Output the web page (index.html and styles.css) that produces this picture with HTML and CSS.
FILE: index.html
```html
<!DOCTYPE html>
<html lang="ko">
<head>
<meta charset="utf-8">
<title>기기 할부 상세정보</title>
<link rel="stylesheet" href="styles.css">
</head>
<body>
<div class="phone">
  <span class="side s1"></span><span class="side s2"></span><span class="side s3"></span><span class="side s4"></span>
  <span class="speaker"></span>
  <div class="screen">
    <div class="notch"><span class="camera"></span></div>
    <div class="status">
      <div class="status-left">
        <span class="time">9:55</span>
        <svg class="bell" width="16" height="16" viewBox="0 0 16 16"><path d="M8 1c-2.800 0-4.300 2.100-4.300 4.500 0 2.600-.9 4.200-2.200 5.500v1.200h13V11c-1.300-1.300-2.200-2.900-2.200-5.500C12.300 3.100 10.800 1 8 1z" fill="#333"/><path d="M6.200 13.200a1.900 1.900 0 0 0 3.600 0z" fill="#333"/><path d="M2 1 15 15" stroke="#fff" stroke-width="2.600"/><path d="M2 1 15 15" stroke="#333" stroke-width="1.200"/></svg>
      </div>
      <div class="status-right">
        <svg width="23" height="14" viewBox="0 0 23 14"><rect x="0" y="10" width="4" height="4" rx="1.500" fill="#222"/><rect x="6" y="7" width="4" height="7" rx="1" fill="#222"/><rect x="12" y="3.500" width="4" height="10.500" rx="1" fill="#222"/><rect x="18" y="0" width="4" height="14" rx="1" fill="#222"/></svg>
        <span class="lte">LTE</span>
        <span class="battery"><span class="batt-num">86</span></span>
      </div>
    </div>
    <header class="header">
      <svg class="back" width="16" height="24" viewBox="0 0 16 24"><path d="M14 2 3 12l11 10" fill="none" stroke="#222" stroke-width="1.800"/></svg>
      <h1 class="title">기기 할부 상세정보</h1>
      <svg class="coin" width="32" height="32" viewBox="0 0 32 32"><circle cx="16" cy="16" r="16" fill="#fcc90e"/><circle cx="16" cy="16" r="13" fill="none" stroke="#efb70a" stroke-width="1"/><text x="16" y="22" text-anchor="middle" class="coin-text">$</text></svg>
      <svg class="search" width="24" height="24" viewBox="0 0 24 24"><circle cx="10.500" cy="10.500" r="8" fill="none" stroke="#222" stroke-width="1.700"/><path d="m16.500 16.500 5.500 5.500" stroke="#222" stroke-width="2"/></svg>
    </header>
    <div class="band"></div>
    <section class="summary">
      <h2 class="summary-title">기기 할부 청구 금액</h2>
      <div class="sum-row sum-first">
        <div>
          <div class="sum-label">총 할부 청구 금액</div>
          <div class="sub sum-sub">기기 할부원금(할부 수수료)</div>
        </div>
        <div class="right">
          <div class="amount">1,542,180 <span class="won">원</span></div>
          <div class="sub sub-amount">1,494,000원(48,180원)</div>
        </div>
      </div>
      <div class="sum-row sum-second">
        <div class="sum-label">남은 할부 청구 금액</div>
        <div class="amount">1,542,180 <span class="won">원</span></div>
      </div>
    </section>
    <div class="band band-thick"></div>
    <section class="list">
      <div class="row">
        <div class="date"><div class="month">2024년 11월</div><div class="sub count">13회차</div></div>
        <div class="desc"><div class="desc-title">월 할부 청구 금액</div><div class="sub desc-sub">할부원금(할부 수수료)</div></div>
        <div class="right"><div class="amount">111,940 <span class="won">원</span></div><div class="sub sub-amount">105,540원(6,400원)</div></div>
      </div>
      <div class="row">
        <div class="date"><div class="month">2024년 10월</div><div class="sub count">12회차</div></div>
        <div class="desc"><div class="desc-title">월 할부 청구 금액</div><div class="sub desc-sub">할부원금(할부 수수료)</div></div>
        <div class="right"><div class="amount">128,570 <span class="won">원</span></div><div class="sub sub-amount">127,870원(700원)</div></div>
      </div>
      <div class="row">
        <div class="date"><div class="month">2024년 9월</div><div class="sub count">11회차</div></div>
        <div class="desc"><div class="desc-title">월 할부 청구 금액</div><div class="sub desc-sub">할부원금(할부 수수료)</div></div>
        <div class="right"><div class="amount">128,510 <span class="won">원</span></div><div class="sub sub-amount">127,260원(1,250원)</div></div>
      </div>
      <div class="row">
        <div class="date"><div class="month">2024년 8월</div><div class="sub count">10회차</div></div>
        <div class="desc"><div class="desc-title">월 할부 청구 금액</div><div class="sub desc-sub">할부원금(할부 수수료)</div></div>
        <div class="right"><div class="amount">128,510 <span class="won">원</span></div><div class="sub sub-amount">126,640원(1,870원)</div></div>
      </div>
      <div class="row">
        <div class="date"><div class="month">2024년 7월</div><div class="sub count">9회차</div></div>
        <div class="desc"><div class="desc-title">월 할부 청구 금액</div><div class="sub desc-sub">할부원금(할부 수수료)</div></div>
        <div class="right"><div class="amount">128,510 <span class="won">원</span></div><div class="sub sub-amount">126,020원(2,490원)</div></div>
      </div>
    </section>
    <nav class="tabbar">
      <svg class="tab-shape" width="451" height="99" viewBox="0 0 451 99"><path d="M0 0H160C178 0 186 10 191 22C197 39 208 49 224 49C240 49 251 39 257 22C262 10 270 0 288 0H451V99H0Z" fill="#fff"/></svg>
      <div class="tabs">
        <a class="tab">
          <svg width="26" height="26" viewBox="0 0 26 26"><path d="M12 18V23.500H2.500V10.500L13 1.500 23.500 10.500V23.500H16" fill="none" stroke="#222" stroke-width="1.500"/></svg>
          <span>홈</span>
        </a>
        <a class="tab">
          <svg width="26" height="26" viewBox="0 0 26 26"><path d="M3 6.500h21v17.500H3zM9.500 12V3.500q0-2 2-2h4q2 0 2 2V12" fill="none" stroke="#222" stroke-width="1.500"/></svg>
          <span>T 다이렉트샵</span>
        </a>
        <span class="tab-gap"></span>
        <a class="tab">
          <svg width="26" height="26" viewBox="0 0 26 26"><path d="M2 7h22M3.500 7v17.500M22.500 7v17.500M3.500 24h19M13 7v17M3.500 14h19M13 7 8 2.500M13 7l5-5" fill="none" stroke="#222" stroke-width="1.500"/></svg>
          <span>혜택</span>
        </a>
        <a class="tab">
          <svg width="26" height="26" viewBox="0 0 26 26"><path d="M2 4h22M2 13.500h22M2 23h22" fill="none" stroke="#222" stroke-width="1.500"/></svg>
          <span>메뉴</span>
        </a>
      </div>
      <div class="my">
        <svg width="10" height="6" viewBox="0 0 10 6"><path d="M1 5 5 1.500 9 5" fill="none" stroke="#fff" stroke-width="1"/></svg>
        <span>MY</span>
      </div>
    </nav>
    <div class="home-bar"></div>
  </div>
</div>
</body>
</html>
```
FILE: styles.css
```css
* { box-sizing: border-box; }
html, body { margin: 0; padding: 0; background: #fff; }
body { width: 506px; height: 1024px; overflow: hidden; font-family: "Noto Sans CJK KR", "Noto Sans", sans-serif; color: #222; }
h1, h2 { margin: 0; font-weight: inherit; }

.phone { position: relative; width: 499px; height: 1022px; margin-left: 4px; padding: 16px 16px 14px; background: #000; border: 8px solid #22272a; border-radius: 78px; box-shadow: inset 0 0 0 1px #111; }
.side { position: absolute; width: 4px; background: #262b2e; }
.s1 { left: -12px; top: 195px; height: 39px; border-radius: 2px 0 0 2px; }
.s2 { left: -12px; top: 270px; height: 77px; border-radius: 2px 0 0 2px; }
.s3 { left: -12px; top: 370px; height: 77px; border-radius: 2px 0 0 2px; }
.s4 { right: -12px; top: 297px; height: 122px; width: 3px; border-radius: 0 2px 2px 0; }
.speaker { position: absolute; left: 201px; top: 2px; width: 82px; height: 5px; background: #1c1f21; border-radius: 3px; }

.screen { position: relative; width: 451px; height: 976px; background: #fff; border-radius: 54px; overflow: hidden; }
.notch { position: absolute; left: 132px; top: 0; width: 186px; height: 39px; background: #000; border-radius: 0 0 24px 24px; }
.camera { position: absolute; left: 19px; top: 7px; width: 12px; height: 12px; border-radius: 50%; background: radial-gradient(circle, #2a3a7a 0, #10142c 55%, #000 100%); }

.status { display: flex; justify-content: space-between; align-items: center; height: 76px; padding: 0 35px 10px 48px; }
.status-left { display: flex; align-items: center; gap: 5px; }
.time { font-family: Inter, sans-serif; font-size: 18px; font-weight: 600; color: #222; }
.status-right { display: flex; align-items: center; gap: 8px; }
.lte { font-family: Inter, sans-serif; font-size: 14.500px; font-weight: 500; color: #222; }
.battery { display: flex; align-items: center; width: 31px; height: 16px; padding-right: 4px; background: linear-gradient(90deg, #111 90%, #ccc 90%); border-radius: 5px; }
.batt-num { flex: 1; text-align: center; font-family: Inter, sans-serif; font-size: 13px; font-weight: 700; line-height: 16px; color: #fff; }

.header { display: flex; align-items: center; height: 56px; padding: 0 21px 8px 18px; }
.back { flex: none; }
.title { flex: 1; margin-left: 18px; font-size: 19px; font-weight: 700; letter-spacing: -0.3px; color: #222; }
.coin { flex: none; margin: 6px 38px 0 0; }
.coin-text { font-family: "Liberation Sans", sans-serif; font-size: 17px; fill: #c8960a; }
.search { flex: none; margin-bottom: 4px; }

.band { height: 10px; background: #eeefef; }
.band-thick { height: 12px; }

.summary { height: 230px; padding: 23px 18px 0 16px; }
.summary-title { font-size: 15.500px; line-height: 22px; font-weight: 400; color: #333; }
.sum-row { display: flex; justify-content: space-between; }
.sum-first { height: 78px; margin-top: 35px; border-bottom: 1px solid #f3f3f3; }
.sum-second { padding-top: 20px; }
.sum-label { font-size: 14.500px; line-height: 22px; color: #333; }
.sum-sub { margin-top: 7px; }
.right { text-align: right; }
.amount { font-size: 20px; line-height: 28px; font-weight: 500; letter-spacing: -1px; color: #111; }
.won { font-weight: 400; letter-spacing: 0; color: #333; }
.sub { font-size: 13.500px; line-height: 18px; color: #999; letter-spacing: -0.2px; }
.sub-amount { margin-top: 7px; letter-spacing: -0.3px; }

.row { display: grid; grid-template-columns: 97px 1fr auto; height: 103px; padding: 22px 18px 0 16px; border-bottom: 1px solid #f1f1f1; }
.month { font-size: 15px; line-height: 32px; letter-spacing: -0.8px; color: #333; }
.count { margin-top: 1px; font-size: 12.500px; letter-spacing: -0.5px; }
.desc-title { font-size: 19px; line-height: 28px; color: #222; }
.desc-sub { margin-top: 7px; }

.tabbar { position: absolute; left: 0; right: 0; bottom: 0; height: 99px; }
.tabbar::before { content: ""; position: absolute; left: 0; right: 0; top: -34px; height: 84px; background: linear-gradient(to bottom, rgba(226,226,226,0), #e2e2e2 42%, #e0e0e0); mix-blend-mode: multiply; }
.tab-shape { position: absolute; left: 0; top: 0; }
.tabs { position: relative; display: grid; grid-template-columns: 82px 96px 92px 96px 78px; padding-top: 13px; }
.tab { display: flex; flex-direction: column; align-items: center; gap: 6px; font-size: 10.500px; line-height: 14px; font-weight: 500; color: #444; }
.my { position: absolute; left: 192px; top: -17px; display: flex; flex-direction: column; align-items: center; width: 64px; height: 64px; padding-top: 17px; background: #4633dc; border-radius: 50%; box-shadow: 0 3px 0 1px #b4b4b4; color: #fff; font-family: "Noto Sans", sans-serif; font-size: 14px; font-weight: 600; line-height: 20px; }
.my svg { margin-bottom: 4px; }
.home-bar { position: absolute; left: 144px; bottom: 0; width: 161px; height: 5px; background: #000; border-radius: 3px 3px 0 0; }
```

[Requirement]
Write out every line of the data that holds the word "index".

[Result below]
Output the web page (index.html and styles.css) that produces this picture with HTML and CSS.
FILE: index.html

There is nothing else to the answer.